The reason GOPs and their AM radio spokespeople do this is to poison the atmosphere enough that whatever facts exist get ignored for how it feels to the average low-info listener. They also hope to create enough of a spectacle that legit media decides they have to follow up on this non-issue, and by the time the facts are discussed, the WisGOPs and AM 1130/1310/620 are onto the next topic of Fauxtrage.

And on that level, the WisGOP cynicism has done its job, as Kelly Meyerhofer of the Wisconsin State Journal dutifully reported on this non-issue today.

In response to Vos/Kleefisch claims that a couple of slides in a 90-minute webinar reference white male privilege and connects prejudice to how people iuse their power to abuse others (true, by the way), the UW reps try to explain themselves instead of telling Vos and Kleefisch to shove it up their whiny asses.
University Health Services Violence Prevention developed the webinar in response to a 2016 survey conducted by the American Association of Universities, a national higher education organization of which UW-Madison is a member. The survey findings relevant to UW-Madison found that graduate students were not well informed about campus policies and resources for sexual misconduct.

The [brief] reference to critical race theory has been included in the training since it went live in 2017, [UW-Madison spokesman John] Lucas said.

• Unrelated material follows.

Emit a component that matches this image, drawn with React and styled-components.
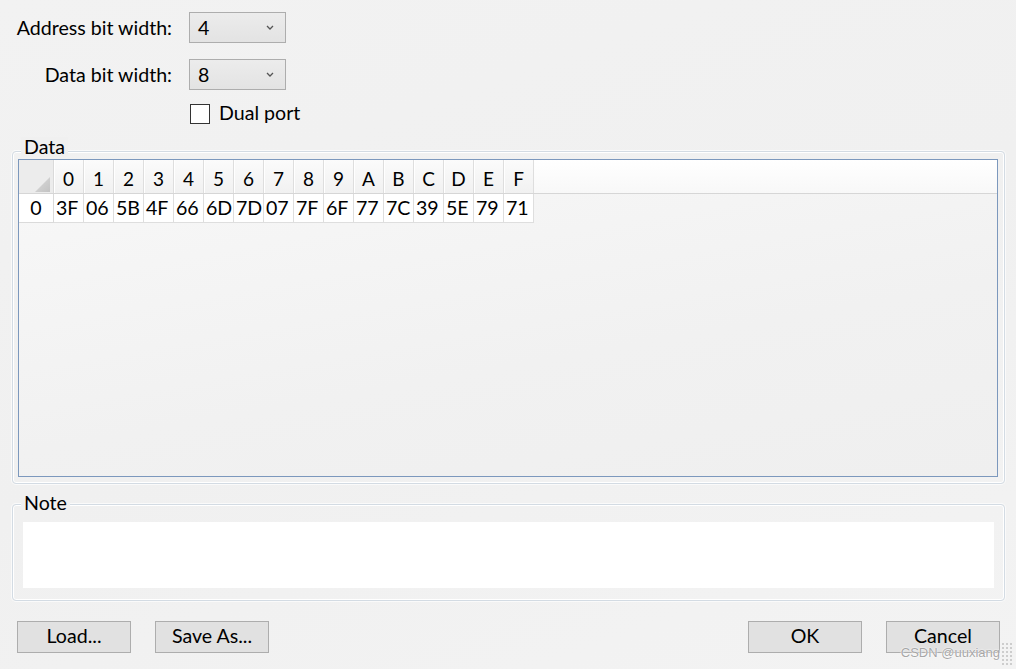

"Offering a webinar like this is an important part of the university’s sexual violence prevention efforts," he said. "We will continue to review the webinar, as we do with all of our programs, and make any appropriate changes for Spring 2022."
How UW-Madison officials and Dems should respond (NOW) is like this: “Why does the GOP not want to do anything about sexual assault on campus, and to take steps to reduce violence against women? And what in the world does this have to do with race or the fee-fees of white people?”

(One other tip for Dems/UW - yes violence against transgender people is also part of this webinar. While needed, it gets into the weeds and isn’t worth bogging down the argument for everyday people).

Drill these cynical bastards, do not let up, and MAKE THEM ANSWER THE QUESTION. After the initial heat is blown back on the WisGOPs, and they’ve stammered around with their non-answers, add in this reality. Grad-level and professional students are people whose future jobs often will require them to be experts that craft policy and strategies to combat social problems like sexual violence. So how are we going to attract talent to Wisconsin if those future leaders and workers aren’t seen as keeping up with the needs of a 21st Century society?

See, WisGOPs don’t want us to compete and evolve to the needs of modern society, they just want to stay cocooned off in their own mediocrity. And if that makes Wisconsin less competitive, they are perfectly fine with it.

So let’s play a little “divide and conquer” of our own, and show Dems to be the party that wants to move Wisconsin ahead in the 2020s. That should be a central attack on the GOPs any time they try to drum up these stupid cultural issues to distract low-info, low-experience voters.